A Comedian Tells the Story of His Child’s Cancer

Yesterday a video came my way on Facebook. It’s a stand-up piece by Anthony Griffith, who tells what it was like working as a comedian when his 2-year old daughter had recurrent cancer and died.

This 9 minute clip packs sadness and pain:

The Moth Presents Anthony Griffith

“If you don’t know about cancer, when it comes back it comes back hard.” It’s “meaner and stronger,” he explains. To compensate for its added aggressiveness, doctors raise doses of chemo and radiation. That’s not easy for anyone, a child no less.

He reflects on his daughter’s condition back then: “So she’s bald, which she doesn’t mind because every kid in the ward is bald, and she thinks it’s a part of life…”

He recalls his predicament, as a parent: “You’re not prepared for this. There’s no books, there’s no home-ed class to teach you,” he says.  Therapists were off-limits in his community. “So you try to figure it out.”

“What did I do?” he wondered, trying to make sense of his daughter’s illness. His musings cross all kinds of barriers.

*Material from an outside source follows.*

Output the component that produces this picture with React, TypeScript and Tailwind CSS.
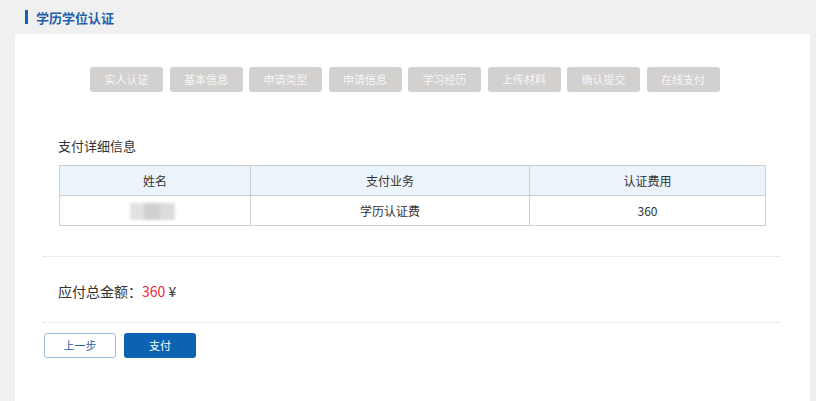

Griffith was thrilled to appear several times on Johnny Carson’s Tonight Show. But NBC is “all about nice and everything is going to be OK.” He felt pressured to keep everything “light” when he wanted to speak honestly.

He recounts how he felt. “And I’m hurting, and I want everyone else to hurt because somebody is to blame for this,” he shouts, two decades later. He suppressed his anger, bucked up, and performed.

Rage persists, understandably, still.

The powerful clip is produced by the Moth, an NPO dedicated to storytelling. H/t to Jen Singer.

Thank you to Mr. Griffith, the comedian and actor, for telling it like it is.